All the granduer we behold.
Tuesday, September 6th, 2005Irvin got the hero’s welcome he deserved. Buying me dinner!
Last week I performed in 8 shows and here I am, shat out on the other end of the 3-day weekend with an empty wallet, swollen liver, cement arteries, and neural fluid dancing with THC. There was nothing to do but shake the dew out of my matted beard, roll off the roof of the VA hall (Wolfsblood Bryant wuz here), and come to work.

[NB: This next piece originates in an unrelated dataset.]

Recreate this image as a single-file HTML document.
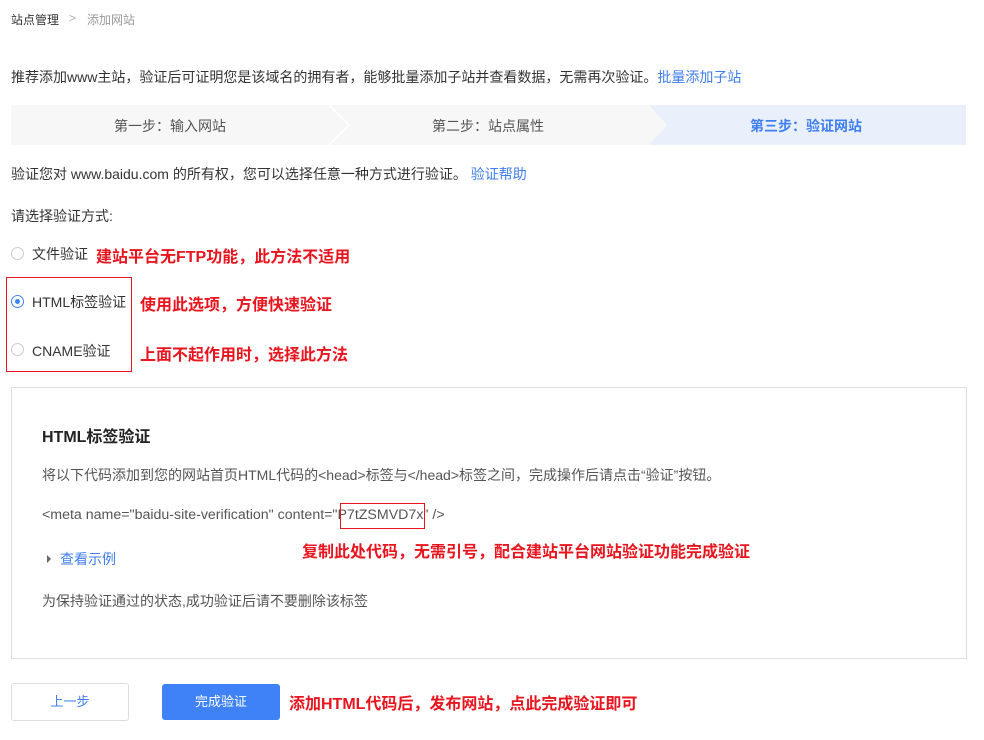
<!DOCTYPE html>
<html><head><meta charset="utf-8"><style>
*{margin:0;padding:0;box-sizing:border-box}
body{width:984px;height:740px;background:#fff;font-family:"Liberation Sans","Noto Sans CJK SC",sans-serif;font-size:14px;color:#333;position:relative;overflow:hidden}
.a{position:absolute;white-space:nowrap}
.red{color:#e8141e;font-weight:bold;font-size:16px}
.blue{color:#3f7ef0}
.radio{position:absolute;width:13px;height:13px;border:1px solid #ccc;border-radius:50%}
.radio.on{border-color:#3f82f8}
.radio.on:after{content:"";position:absolute;left:3px;top:3px;width:5px;height:5px;border-radius:50%;background:#3f82f8}
</style></head><body>
<div class="a" style="left:11px;top:11px;font-size:12px;color:#333">站点管理</div>
<div class="a" style="left:69px;top:11px;font-size:12px;color:#aaa">&gt;</div>
<div class="a" style="left:87px;top:11px;font-size:12px;color:#999">添加网站</div>
<div class="a" style="left:11px;top:67px">推荐添加www主站，验证后可证明您是该域名的拥有者，能够批量添加子站并查看数据，无需再次验证。<span class="blue">批量添加子站</span></div>
<svg class="a" style="left:11px;top:105px" width="955" height="40">
<rect x="0" y="0" width="955" height="40" fill="#f7f7f7"/>
<polygon points="638,0 955,0 955,40 638,40 656,20" fill="#e9f0fc"/>
<polyline points="318,0 338,20 318,40" fill="none" stroke="#fff" stroke-width="2"/>
</svg>
<div class="a" style="left:114px;top:116px;color:#555">第一步：输入网站</div>
<div class="a" style="left:432px;top:116px;color:#555">第二步：站点属性</div>
<div class="a" style="left:750px;top:116px;color:#3f7ef0;font-weight:bold">第三步：验证网站</div>
<div class="a" style="left:11px;top:164px">验证您对 www.baidu.com 的所有权，您可以选择任意一种方式进行验证。 <span class="blue">验证帮助</span></div>
<div class="a" style="left:11px;top:206px">请选择验证方式:</div>
<div class="radio" style="left:11px;top:247px"></div>
<div class="a" style="left:32px;top:244px">文件验证</div>
<div class="a red" style="left:96px;top:243px">建站平台无FTP功能，此方法不适用</div>
<div class="a" style="left:6px;top:277px;width:126px;height:95px;border:1px solid #e8141e"></div>
<div class="radio on" style="left:11px;top:295px"></div>
<div class="a" style="left:32px;top:292px">HTML标签验证</div>
<div class="a red" style="left:140px;top:291px">使用此选项，方便快速验证</div>
<div class="radio" style="left:11px;top:343px"></div>
<div class="a" style="left:32px;top:341px">CNAME验证</div>
<div class="a red" style="left:140px;top:341px">上面不起作用时，选择此方法</div>
<div class="a" style="left:11px;top:387px;width:956px;height:272px;border:1px solid #ddd"></div>
<div class="a" style="left:42px;top:423px;font-size:16px;font-weight:bold;color:#222">HTML标签验证</div>
<div class="a" style="left:42px;top:465px;color:#555">将以下代码添加到您的网站首页HTML代码的&lt;head&gt;标签与&lt;/head&gt;标签之间，完成操作后请点击“验证”按钮。</div>
<div class="a" style="left:42px;top:507px;color:#555;font-size:14.2px">&lt;meta name="baidu-site-verification" content="P7tZSMVD7x" /&gt;</div>
<div class="a" style="left:340px;top:503px;width:85px;height:26px;border:1px solid #e8141e"></div>
<div class="a red" style="left:302px;top:538px">复制此处代码，无需引号，配合建站平台网站验证功能完成验证</div>
<div class="a" style="left:47px;top:555px;width:0;height:0;border-left:4px solid #666;border-top:4px solid transparent;border-bottom:4px solid transparent"></div>
<div class="a blue" style="left:60px;top:549px">查看示例</div>
<div class="a" style="left:42px;top:591px;color:#555">为保持验证通过的状态,成功验证后请不要删除该标签</div>
<div class="a" style="left:11px;top:683px;width:118px;height:38px;border:1px solid #ddd;border-radius:3px;color:#3f7ef0;text-align:center;line-height:36px;font-size:13px">上一步</div>
<div class="a" style="left:162px;top:684px;width:118px;height:36px;background:#3f82f8;border-radius:3px;color:#fff;text-align:center;line-height:36px;font-size:13px">完成验证</div>
<div class="a red" style="left:289px;top:690px">添加HTML代码后，发布网站，点此完成验证即可</div>
</body></html>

Don’t do drugz kidz. Which remindz me…
Jimmy Motherfucking Buffet played at Wrigley Field this weekend (twice!) with coconut-brassiered hoard in tow. Wrigleyville became a beer garden from hell. Clark street was something Hieronymus Bosch would paint after a Dos Equis power hour and a mild stroke. Sitting in a cafe, reading the Missed Connections with tears in my eyes and a lily clutched to my breast, I was jarred out of my wicked sensitive reverie by a gentleman, referred to by his crew as "Fancy," whose voice and wit revealed the aplomb of an air-raid siren. I turned to look out the window and beheld a sea of vomit-spattered Hawaiian shirts, sweat-pasted to the sunburned flesh of thousands of drunken revelers. Amid the throng of loutish men and besotted women there were pockets weeping, fighting, and amorous reconciling. I paid my bill (checking balance: $0) and the waitress nodded me away turning to the cluster of punk kids that has just wandered in, "you guys are pretty brave coming out here."
Bless you, you workmen of centuries past "who from rude nature have delved and carved all the granduer we behold."